## START

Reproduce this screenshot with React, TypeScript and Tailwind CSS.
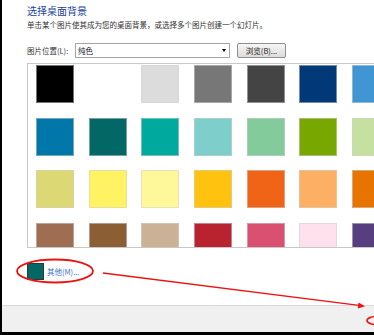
import React from "react";

const rows: string[][] = [
  ["#000000", "#ffffff", "#dcdcdc", "#777777", "#444444", "#003878", "#4096d2"],
  ["#0077a8", "#036766", "#00a99d", "#7ecfcb", "#84cb9c", "#78a800", "#c5e0a0"],
  ["#dcd874", "#fff263", "#fff89a", "#ffc20e", "#f06418", "#fdb064", "#e87400"],
  ["#9f6d51", "#8b5e34", "#cbb296", "#b8232f", "#d95070", "#ffe0ec", "#573e7f"],
];

export default function App() {
  const font = { fontFamily: '"Noto Sans CJK SC", "Noto Sans", sans-serif' };
  return (
    <div
      className="relative w-[374px] h-[335px] overflow-hidden bg-white flex flex-col"
      style={font}
    >
      <div className="flex flex-1 min-h-0">
        <div className="w-[2px] bg-black shrink-0" />
        <div className="flex-1 flex flex-col min-w-0">
          <div className="flex flex-col pl-[25px]">
            <div className="pt-[5px] text-[10px] leading-[12px] text-[#1e3f9a]">选择桌面背景</div>
            <div className="mt-[3px] text-[7.5px] leading-[10px] text-[#333]">
              单击某个图片使其成为您的桌面背景，或选择多个图片创建一个幻灯片。
            </div>
            <div className="mt-[13px] flex items-center h-[15px]">
              <div className="w-[48px] text-[7.5px] leading-[10px] text-[#333]">图片位置(L):</div>
              <div className="w-[155px] h-[15px] border border-[#a5a5a5] bg-white flex items-center justify-between pl-[2px] pr-[3px]">
                <span className="text-[7.5px] leading-[10px] text-[#222]">纯色</span>
                <span className="w-0 h-0 border-l-[2.5px] border-r-[2.5px] border-t-[3px] border-l-transparent border-r-transparent border-t-black" />
              </div>
              <div className="ml-[7px] w-[49px] h-[15px] border border-[#8e8e8e] rounded-[2px] bg-gradient-to-b from-[#f6f6f6] to-[#dcdcdc] flex items-center justify-center">
                <span className="text-[7.5px] leading-[10px] text-[#222]">浏览(B)...</span>
              </div>
            </div>
            <div className="mt-[5px] h-[185px] w-[360px] border border-[#c8c8c8] overflow-hidden">
              <div className="pt-[1px] pl-[8px] flex flex-col gap-[14.66px]">
                {rows.map((r, i) => (
                  <div key={i} className="flex gap-[14.66px]">
                    {r.map((c, j) => (
                      <div
                        key={j}
                        className="w-[38px] h-[38px] shrink-0 border border-[rgba(210,210,210,0.55)]"
                        style={{ backgroundColor: c, borderColor: c === "#ffffff" ? "#ffffff" : undefined }}
                      />
                    ))}
                  </div>
                ))}
              </div>
            </div>
            <div className="mt-[15px] flex items-center">
              <div className="w-[17px] h-[17px] bg-[#036766] border border-[#2a3a3a]" />
              <span className="ml-[3px] text-[7.5px] leading-[10px] text-[#3a6fd0]">其他(M)...</span>
            </div>
          </div>
          <div className="flex-1" />
          <div className="h-[27px] border-t border-[#dadada] bg-[#f0f0f0]" />
        </div>
      </div>
      <div className="h-[3px] bg-black shrink-0" />

      <svg className="absolute inset-0 pointer-events-none" width="374" height="335" viewBox="0 0 374 335">
        <ellipse cx="55" cy="271" rx="38" ry="11.5" fill="none" stroke="#ee1111" strokeWidth="1.8" />
        <line x1="103" y1="273" x2="359" y2="305.4" stroke="#ee1111" strokeWidth="1.3" />
        <polygon points="365,306.2 358.5,302.6 357.8,308.4" fill="#ee1111" />
        <ellipse cx="380" cy="320.5" rx="13" ry="4.5" fill="none" stroke="#ee1111" strokeWidth="1.6" />
      </svg>
    </div>
  );
}
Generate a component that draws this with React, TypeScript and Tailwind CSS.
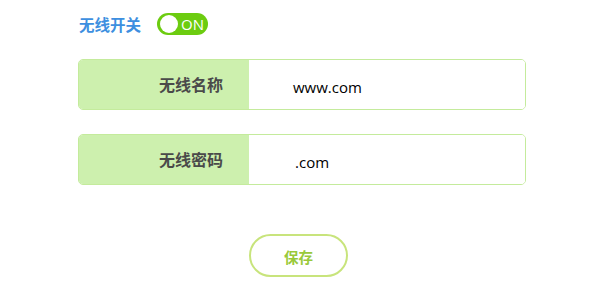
export default function App() {
  return (
    <div
      className="w-[600px] h-[289px] bg-white relative"
      style={{ fontFamily: '"Noto Sans CJK SC", "Noto Sans", sans-serif' }}
    >
      <div className="pl-[79px] pt-[13px] flex items-center">
        <span className="text-[15.5px] font-bold text-[#3d8fe0] leading-[22px]">无线开关</span>
        <div className="ml-[16px] w-[51px] h-[22px] rounded-full bg-[#6ccc10] flex items-center pl-[3px]">
          <div className="w-[18px] h-[18px] rounded-full bg-white" />
          <span
            className="ml-[3px] text-white text-[15px] font-medium leading-none"
            style={{ fontFamily: '"Open Sans", "Noto Sans", sans-serif' }}
          >
            ON
          </span>
        </div>
      </div>

      <div className="ml-[78px] mt-[24px] w-[448px] flex flex-col gap-[24px]">
        {[
          { label: "无线名称", value: "www.com", pad: "pl-[44px]" },
          { label: "无线密码", value: ".com", pad: "pl-[46px]" },
        ].map((f) => (
          <div
            key={f.label}
            className="h-[51px] border border-[#c4eb9c] rounded-[5px] flex overflow-hidden"
          >
            <div className="w-[170px] shrink-0 bg-[#cdf0ae] flex items-center justify-end pr-[26px] pb-[2px]">
              <span className="text-[16px] font-bold text-[#4a4a4a]">{f.label}</span>
            </div>
            <div className={`flex-1 bg-white flex items-center pt-[5px] ${f.pad}`}>
              <span
                className="text-[15px] text-black"
                style={{ fontFamily: '"Open Sans", "Noto Sans", sans-serif' }}
              >
                {f.value}
              </span>
            </div>
          </div>
        ))}
      </div>

      <div className="flex justify-center mt-[49px]">
        <button className="ml-[-3px] w-[99px] h-[43px] rounded-full border-2 border-[#c8e47c] bg-white text-[#99c93a] text-[14.5px] font-bold pt-[3px]">
          保存
        </button>
      </div>
    </div>
  );
}
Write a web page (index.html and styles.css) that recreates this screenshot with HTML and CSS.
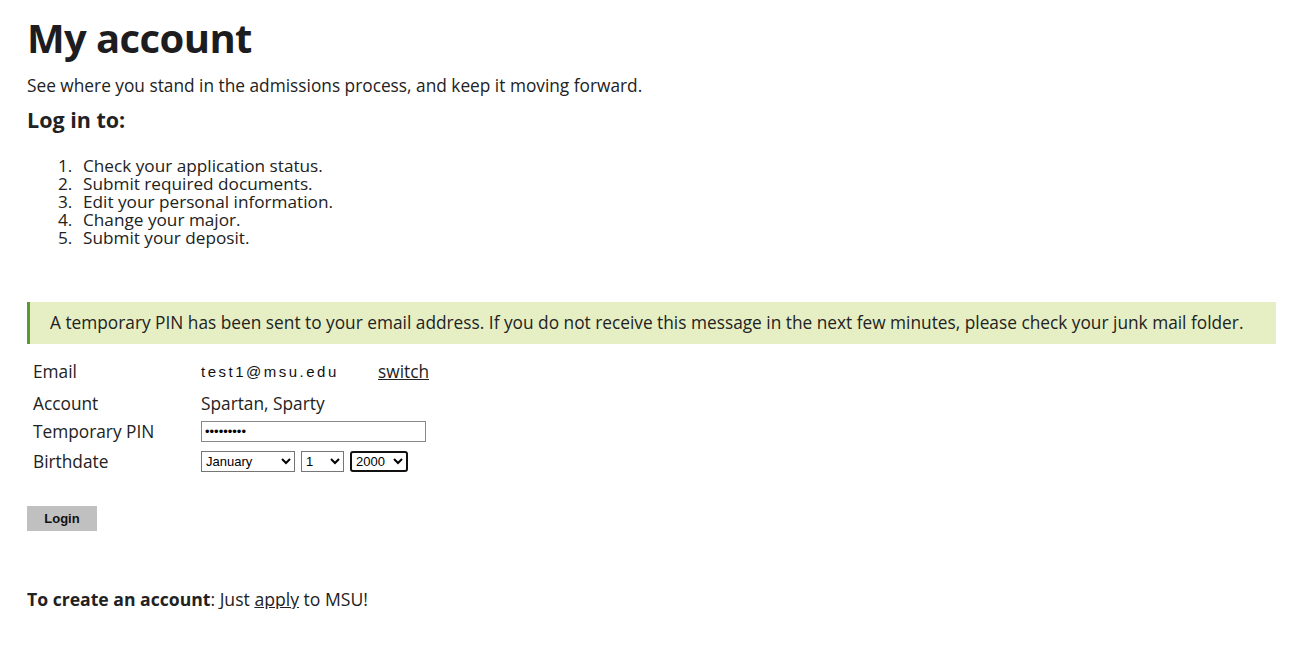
FILE: index.html
```html
<!DOCTYPE html>
<html lang="en">
<head>
<meta charset="utf-8">
<title>My account</title>
<link rel="stylesheet" href="styles.css">
</head>
<body>
<main class="page">
  <h1 class="title">My account</h1>
  <p class="lead">See where you stand in the admissions process, and keep it moving forward.</p>
  <h3 class="subhead">Log in to:</h3>
  <ol class="tasks">
    <li>Check your application status.</li>
    <li>Submit required documents.</li>
    <li>Edit your personal information.</li>
    <li>Change your major.</li>
    <li>Submit your deposit.</li>
  </ol>
  <div class="notice">A temporary PIN has been sent to your email address. If you do not receive this message in the next few minutes, please check your junk mail folder.</div>
  <form class="login">
    <div class="row row-email">
      <span class="label">Email</span>
      <span class="value email">test1@msu.edu</span>
      <a class="switch" href="#">switch</a>
    </div>
    <div class="row row-account">
      <span class="label">Account</span>
      <span class="value">Spartan, Sparty</span>
    </div>
    <div class="row row-pin">
      <span class="label">Temporary PIN</span>
      <input class="pin" type="password" value="123456789">
    </div>
    <div class="row row-birth">
      <span class="label">Birthdate</span>
      <span class="selects">
        <select class="sel sel-month"><option>January</option></select>
        <select class="sel sel-day"><option>1</option></select>
        <select class="sel sel-year"><option>2000</option></select>
      </span>
    </div>
    <button class="btn" type="button">Login</button>
  </form>
  <p class="create"><strong>To create an account</strong>: Just <a href="#">apply</a> to MSU!</p>
</main>
</body>
</html>
```

FILE: styles.css
```css
html, body {
  margin: 0;
  padding: 0;
  background: #ffffff;
}
body {
  font-family: "Open Sans", "Lato", sans-serif;
  color: #222222;
}
.page {
  padding: 14px 27px 0 27px;
}
.title {
  margin: 0;
  font-size: 40px;
  line-height: 48px;
  font-weight: 700;
  color: #1d1d1f;
  letter-spacing: -0.6px;
}
.lead {
  margin: 14px 0 0 0;
  font-size: 17.3px;
  line-height: 20px;
}
.subhead {
  margin: 12px 0 0 0;
  font-size: 21.5px;
  line-height: 24px;
  font-weight: 700;
}
.tasks {
  list-style: none;
  margin: 25px 0 0 0;
  padding-left: 31px;
  font-size: 17.2px;
  line-height: 18px;
  counter-reset: task;
}
.tasks li {
  display: flex;
  counter-increment: task;
}
.tasks li::before {
  content: counter(task) ".";
  width: 14px;
  text-align: right;
  margin-right: 11px;
}
.notice {
  margin-top: 55px;
  background: #e6efc4;
  border-left: 3px solid #5c9a2c;
  padding: 10px 20px 11px 20px;
  font-size: 17.3px;
  line-height: 21px;
  color: #222;
}
.login {
  margin-top: 15px;
  display: flex;
  flex-direction: column;
}
.row {
  display: flex;
  align-items: center;
  font-size: 17.3px;
}
.label {
  width: 168px;
  padding-left: 6px;
}
.row-email { height: 24px; }
.row-account { height: 28px; margin-top: 6px; }
.row-pin { height: 28px; }
.row-birth { height: 32px; }
.email {
  font-family: "Liberation Sans", Arial, sans-serif;
  font-size: 15px;
  letter-spacing: 2.5px;
  width: 177px;
  color: #111;
}
.switch {
  color: #222;
  text-decoration: underline;
  font-weight: 400;
}
.pin {
  box-sizing: border-box;
  width: 225px;
  height: 21px;
  margin: 0;
  border: 1px solid #888;
  padding: 1px 3px;
  font-size: 13px;
  font-family: "Liberation Sans", Arial, sans-serif;
}
.selects {
  display: flex;
  gap: 6px;
}
.sel {
  box-sizing: border-box;
  height: 21px;
  margin: 0;
  font-family: "Liberation Sans", Arial, sans-serif;
  font-size: 13px;
  border: 1px solid #767676;
  background: #fff;
  color: #000;
}
.sel-month { width: 94px; }
.sel-day { width: 43px; }
.sel-year { width: 58px; border: 2px solid #111; border-radius: 3px; }
.btn {
  align-self: flex-start;
  margin-top: 29px;
  width: 70px;
  height: 25px;
  background: #c0c0c0;
  border: none;
  font-family: "Liberation Sans", Arial, sans-serif;
  font-weight: 700;
  font-size: 13px;
  color: #111;
  padding: 0;
}
.create {
  margin: 58px 0 0 0;
  font-size: 17.6px;
  line-height: 20px;
}
.create a {
  color: #222;
  text-decoration: underline;
}
.create strong { font-weight: 700; }
```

## END

Written problem: Copy exactly the lines from the first line of the records above through the line with "import React from", both included, and nothing else. Pictures stay out.

Full response:
Reproduce this screenshot with React, TypeScript and Tailwind CSS.
import React from "react";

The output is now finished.